**** RAW DATA ****
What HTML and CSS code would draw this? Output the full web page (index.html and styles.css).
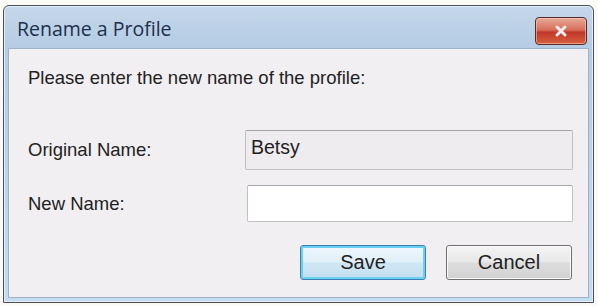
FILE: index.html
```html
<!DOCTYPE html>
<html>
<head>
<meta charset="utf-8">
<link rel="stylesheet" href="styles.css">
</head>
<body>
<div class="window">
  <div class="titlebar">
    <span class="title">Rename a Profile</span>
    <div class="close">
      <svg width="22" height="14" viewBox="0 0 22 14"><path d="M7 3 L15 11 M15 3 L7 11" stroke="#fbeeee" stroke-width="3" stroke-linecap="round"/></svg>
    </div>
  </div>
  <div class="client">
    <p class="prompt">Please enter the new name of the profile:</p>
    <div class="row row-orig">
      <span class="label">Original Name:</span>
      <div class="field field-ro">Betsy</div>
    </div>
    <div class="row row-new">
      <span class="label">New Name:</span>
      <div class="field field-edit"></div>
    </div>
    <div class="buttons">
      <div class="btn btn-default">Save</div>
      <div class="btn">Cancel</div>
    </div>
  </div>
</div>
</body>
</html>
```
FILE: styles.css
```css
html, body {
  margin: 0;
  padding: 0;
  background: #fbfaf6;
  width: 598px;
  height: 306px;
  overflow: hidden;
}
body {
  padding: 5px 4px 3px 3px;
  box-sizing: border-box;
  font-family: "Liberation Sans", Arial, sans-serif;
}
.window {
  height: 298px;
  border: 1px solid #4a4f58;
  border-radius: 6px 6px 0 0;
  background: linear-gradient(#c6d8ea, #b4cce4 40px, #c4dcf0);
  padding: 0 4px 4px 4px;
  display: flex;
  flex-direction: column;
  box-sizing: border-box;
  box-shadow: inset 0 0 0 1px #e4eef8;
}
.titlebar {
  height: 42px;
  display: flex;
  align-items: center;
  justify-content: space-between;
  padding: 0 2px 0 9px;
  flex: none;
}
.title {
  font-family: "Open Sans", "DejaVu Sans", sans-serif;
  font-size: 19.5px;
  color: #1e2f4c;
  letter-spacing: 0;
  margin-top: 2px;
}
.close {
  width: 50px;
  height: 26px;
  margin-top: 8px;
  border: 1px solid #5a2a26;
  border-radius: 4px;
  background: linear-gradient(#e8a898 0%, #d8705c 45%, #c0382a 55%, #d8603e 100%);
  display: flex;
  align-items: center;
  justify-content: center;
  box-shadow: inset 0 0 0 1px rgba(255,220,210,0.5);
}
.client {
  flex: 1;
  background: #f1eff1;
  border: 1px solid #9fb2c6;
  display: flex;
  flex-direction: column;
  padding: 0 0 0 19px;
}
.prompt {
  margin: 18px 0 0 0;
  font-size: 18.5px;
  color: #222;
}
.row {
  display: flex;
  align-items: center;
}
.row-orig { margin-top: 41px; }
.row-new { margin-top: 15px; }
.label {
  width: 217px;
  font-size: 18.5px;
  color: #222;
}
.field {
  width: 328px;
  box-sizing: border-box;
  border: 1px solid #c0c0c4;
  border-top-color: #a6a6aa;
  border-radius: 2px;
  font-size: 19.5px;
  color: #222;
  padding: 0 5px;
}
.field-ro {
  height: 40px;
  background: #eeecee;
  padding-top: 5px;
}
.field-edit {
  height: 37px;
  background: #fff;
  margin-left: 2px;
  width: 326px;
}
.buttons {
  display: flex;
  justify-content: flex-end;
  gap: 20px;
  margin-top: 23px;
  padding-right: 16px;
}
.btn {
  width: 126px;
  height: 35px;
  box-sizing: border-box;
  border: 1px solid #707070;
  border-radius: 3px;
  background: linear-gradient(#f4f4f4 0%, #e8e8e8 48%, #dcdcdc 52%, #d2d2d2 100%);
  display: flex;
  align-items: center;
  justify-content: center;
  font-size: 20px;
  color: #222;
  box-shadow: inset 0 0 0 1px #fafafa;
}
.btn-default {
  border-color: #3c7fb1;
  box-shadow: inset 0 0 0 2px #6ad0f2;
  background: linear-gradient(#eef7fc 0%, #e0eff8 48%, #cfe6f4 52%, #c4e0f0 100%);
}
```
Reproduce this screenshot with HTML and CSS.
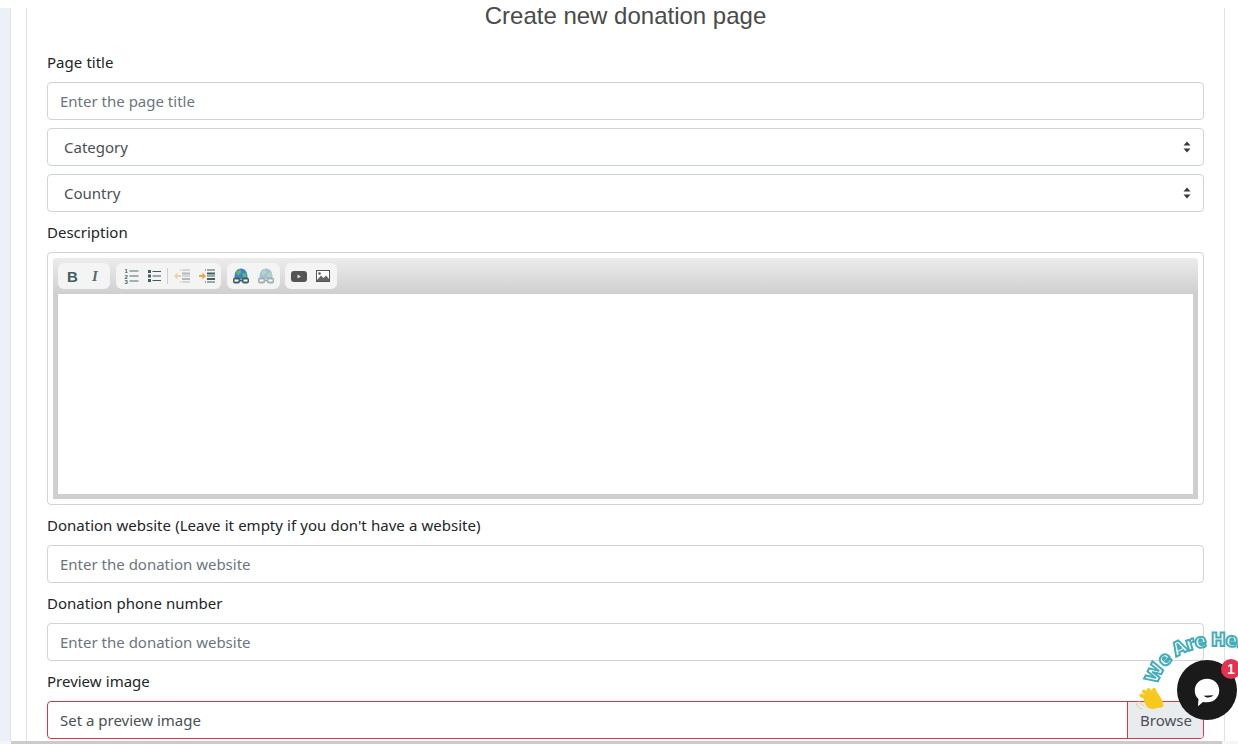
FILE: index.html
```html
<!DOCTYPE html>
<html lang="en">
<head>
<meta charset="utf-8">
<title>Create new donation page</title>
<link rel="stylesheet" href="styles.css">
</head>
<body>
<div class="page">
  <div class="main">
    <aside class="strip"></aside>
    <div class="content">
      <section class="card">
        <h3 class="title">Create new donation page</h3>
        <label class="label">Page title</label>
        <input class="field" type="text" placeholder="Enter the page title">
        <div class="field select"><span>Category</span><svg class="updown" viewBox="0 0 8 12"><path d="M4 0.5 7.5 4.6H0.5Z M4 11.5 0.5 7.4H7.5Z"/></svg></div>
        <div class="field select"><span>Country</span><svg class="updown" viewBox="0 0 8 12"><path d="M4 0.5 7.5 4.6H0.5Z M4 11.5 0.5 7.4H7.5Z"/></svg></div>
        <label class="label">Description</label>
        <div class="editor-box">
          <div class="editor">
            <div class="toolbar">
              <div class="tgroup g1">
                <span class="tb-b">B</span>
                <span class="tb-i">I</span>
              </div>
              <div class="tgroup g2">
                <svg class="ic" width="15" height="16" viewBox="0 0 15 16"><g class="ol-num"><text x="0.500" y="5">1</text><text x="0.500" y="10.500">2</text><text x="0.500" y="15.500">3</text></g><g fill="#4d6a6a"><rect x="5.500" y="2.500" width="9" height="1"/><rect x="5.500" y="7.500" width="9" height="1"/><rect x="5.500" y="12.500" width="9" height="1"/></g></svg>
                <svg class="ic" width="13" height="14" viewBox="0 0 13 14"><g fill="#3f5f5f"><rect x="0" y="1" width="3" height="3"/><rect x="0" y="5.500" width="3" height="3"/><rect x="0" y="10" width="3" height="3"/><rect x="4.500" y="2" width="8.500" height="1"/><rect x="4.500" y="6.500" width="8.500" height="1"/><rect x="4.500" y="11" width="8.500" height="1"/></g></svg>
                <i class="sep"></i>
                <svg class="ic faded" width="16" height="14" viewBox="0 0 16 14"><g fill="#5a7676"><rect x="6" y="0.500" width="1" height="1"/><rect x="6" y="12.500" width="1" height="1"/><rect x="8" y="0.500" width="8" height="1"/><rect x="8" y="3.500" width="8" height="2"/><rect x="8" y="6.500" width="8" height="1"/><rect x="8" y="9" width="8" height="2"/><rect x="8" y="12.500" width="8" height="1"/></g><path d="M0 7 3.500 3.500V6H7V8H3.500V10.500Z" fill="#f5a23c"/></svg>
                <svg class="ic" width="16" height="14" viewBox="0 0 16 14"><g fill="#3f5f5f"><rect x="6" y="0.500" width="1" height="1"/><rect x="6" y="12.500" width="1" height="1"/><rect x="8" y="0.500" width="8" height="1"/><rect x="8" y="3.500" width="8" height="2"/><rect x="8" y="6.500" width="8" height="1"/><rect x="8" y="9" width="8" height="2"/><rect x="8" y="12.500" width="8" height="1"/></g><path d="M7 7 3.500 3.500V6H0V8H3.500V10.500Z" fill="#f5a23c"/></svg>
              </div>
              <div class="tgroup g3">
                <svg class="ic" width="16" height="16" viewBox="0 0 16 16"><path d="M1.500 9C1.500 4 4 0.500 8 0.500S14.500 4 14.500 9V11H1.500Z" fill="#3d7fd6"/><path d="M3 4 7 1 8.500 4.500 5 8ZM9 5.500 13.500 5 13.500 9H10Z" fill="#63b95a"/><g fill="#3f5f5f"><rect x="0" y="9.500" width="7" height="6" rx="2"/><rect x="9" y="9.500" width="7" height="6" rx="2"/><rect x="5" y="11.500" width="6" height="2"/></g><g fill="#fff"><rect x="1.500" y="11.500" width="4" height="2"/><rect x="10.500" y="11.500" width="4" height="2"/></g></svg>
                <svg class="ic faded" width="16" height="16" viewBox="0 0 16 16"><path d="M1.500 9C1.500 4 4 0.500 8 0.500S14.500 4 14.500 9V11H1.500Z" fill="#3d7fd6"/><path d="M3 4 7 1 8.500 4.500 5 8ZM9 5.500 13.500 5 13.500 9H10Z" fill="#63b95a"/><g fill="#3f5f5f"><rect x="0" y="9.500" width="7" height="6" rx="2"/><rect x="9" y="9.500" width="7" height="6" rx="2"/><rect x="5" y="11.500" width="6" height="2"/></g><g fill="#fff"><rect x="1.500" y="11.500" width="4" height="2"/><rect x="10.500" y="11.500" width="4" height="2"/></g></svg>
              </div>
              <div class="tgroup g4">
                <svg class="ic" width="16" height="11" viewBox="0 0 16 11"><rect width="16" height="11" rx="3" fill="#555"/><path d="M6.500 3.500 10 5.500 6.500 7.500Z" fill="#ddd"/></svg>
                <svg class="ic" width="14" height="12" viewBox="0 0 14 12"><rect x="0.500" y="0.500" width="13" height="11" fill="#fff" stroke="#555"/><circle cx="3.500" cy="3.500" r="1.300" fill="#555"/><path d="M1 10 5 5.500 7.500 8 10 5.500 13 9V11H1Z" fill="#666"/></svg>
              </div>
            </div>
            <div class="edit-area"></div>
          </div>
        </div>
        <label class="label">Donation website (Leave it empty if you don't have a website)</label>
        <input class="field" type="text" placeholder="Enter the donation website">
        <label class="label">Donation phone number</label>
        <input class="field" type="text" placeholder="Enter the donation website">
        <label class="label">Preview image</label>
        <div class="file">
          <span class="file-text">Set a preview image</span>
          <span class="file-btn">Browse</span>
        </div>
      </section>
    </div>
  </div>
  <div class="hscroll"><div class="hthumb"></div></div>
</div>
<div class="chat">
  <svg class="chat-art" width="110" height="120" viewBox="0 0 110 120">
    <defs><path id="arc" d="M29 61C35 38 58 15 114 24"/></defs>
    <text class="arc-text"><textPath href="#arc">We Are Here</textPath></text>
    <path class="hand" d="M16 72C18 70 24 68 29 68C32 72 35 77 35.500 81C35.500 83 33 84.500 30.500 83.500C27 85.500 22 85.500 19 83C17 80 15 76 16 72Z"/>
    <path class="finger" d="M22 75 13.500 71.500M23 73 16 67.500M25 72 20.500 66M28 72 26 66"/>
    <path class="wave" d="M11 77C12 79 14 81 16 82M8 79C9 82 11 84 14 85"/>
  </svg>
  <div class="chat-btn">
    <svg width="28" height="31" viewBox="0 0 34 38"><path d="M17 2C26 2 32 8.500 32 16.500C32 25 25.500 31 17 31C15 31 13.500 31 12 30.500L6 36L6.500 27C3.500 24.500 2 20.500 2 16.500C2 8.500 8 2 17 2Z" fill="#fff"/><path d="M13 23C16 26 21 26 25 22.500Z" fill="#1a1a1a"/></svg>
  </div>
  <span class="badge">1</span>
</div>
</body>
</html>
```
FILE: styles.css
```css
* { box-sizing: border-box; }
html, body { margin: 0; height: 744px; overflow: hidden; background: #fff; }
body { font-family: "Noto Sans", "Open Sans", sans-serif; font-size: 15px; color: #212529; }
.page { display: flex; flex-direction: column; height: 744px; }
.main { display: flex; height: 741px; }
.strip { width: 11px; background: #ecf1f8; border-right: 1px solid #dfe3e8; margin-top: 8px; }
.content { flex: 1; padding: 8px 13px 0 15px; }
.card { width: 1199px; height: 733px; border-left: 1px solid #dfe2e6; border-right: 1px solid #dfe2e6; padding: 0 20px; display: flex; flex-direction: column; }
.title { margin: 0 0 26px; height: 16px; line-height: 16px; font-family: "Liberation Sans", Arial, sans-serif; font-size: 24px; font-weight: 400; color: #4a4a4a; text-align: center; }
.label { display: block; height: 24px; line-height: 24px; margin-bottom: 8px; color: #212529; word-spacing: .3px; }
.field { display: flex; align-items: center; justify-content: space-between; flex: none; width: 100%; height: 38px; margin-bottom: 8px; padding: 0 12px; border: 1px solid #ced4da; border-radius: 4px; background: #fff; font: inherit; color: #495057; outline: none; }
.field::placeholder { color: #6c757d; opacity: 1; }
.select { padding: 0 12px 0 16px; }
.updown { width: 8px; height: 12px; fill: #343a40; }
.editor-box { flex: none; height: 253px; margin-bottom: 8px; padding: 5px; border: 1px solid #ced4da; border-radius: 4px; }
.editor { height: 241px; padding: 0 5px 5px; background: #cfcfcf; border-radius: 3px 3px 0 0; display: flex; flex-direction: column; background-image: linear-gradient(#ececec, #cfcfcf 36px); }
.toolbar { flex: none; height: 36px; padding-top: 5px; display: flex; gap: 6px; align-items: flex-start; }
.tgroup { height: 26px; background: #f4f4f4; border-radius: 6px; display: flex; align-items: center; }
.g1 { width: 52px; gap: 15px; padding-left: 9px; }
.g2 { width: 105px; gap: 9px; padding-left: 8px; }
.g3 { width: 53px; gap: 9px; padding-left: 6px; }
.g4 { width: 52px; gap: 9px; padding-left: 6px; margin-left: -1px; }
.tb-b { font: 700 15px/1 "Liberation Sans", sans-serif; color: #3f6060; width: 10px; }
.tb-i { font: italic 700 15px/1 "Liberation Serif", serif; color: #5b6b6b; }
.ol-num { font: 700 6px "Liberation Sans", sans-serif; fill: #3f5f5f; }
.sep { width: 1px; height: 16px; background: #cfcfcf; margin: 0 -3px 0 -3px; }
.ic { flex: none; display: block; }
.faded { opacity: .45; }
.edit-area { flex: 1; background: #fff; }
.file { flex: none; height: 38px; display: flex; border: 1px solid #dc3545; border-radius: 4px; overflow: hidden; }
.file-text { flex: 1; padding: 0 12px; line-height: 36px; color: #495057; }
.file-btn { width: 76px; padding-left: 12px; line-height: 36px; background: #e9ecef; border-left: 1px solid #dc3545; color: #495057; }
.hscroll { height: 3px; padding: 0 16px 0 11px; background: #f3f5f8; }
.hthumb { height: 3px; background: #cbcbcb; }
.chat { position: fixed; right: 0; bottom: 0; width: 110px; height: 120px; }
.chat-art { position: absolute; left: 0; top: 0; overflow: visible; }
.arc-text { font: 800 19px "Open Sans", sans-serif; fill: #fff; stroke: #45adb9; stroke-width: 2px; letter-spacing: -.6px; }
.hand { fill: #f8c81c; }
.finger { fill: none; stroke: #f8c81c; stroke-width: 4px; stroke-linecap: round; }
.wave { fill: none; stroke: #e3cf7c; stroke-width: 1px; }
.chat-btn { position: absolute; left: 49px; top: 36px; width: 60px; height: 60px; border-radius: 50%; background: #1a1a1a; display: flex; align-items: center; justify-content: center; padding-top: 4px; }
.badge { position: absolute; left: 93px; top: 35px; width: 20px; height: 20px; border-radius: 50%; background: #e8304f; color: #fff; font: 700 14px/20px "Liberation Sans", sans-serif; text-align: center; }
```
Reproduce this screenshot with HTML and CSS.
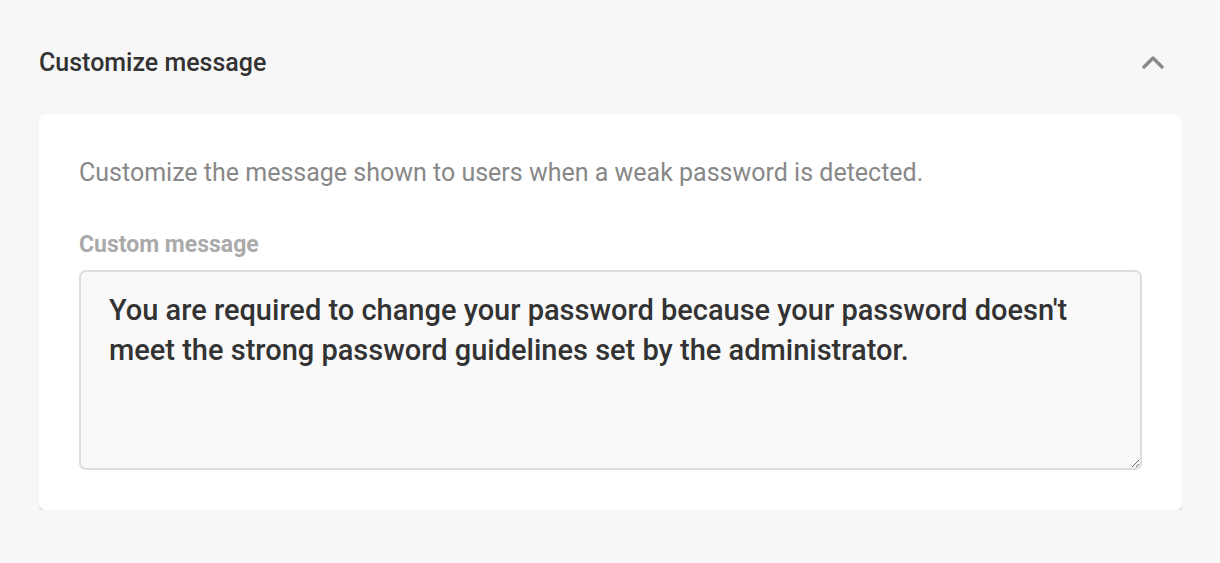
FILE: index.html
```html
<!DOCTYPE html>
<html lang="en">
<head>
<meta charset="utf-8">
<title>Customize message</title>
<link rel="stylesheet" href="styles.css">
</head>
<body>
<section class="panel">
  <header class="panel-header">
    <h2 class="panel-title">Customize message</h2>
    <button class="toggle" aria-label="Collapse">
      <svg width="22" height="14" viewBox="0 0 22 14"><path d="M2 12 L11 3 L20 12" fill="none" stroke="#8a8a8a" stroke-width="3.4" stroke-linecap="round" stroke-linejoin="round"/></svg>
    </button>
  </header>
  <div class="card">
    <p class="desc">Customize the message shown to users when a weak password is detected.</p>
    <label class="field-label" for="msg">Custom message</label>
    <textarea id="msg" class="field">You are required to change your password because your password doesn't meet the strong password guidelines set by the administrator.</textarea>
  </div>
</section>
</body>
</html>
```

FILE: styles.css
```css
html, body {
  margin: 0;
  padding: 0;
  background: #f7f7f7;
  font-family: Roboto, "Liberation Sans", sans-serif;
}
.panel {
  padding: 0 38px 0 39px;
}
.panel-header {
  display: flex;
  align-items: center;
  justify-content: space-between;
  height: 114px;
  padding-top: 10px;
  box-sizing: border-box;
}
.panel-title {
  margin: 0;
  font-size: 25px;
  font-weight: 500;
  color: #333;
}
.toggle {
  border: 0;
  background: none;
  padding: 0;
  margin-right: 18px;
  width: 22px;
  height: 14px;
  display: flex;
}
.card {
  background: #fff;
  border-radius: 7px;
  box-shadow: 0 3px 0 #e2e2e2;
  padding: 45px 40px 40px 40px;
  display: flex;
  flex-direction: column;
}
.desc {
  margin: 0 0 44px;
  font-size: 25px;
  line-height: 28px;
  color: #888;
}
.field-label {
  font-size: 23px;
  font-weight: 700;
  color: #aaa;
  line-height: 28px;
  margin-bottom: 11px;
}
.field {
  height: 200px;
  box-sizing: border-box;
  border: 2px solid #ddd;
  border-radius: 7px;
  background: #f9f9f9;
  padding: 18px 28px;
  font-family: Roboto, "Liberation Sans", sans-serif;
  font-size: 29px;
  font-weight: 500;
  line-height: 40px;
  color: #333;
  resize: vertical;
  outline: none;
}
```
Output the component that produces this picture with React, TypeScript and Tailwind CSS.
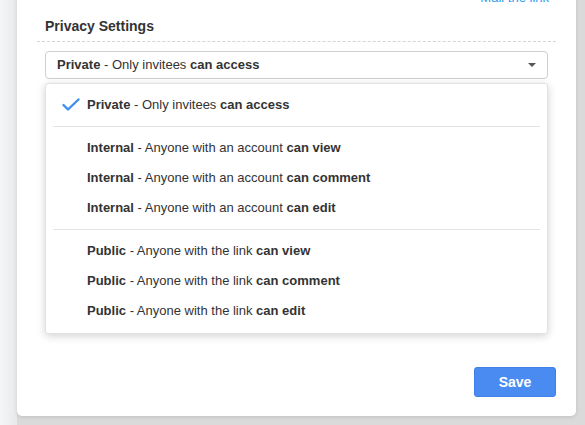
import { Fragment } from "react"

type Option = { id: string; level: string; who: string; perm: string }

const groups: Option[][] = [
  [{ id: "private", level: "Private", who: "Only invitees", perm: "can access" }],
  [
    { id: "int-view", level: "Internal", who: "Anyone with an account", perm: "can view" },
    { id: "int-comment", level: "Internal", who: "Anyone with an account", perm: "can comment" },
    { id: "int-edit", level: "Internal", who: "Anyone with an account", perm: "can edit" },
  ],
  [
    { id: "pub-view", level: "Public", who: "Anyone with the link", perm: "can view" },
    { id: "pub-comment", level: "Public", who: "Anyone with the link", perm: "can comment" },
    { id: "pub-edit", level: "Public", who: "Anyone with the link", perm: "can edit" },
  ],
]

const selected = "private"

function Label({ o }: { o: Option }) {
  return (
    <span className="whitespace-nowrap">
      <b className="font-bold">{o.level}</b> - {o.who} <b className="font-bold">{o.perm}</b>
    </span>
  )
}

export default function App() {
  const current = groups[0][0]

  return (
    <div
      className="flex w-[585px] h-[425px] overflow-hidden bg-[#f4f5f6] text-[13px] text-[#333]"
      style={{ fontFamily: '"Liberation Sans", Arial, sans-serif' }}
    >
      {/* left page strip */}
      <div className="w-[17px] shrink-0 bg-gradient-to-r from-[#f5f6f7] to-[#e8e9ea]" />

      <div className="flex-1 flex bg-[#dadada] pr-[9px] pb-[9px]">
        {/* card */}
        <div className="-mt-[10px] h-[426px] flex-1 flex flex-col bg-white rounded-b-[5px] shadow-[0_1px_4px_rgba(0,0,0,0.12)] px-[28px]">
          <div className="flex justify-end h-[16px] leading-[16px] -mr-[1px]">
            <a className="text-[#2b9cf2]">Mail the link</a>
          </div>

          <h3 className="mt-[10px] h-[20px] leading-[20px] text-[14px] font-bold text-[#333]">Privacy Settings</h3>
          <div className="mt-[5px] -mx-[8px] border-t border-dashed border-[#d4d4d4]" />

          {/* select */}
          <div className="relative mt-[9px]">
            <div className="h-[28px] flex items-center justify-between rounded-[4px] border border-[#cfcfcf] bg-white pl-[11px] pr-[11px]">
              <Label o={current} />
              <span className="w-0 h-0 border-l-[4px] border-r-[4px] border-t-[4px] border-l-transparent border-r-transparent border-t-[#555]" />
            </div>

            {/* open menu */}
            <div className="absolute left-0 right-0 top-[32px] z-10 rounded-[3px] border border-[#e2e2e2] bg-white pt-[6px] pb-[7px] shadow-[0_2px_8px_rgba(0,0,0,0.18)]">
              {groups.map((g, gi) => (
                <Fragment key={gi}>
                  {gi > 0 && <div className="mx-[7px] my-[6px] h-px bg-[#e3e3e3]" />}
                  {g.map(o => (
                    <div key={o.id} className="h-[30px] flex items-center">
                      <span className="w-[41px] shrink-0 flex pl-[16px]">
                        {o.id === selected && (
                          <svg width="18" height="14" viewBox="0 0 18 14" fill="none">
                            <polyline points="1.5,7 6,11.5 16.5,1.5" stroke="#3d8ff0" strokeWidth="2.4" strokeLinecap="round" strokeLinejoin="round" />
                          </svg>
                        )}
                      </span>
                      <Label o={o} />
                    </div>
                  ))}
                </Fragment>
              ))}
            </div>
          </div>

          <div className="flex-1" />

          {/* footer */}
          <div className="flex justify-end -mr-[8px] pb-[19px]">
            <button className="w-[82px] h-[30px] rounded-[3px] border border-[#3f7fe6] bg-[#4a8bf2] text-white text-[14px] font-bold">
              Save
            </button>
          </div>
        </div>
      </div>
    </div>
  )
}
****
# [DIRECTIONS]
Go to the line that contains "Output the component" and copy from there down to the line that contains "string; level: string;", with both lines included. Pass over the pictures.

# [TASK SOLUTION]
Output the component that produces this picture with React, TypeScript and Tailwind CSS.
import { Fragment } from "react"

type Option = { id: string; level: string; who: string; perm: string }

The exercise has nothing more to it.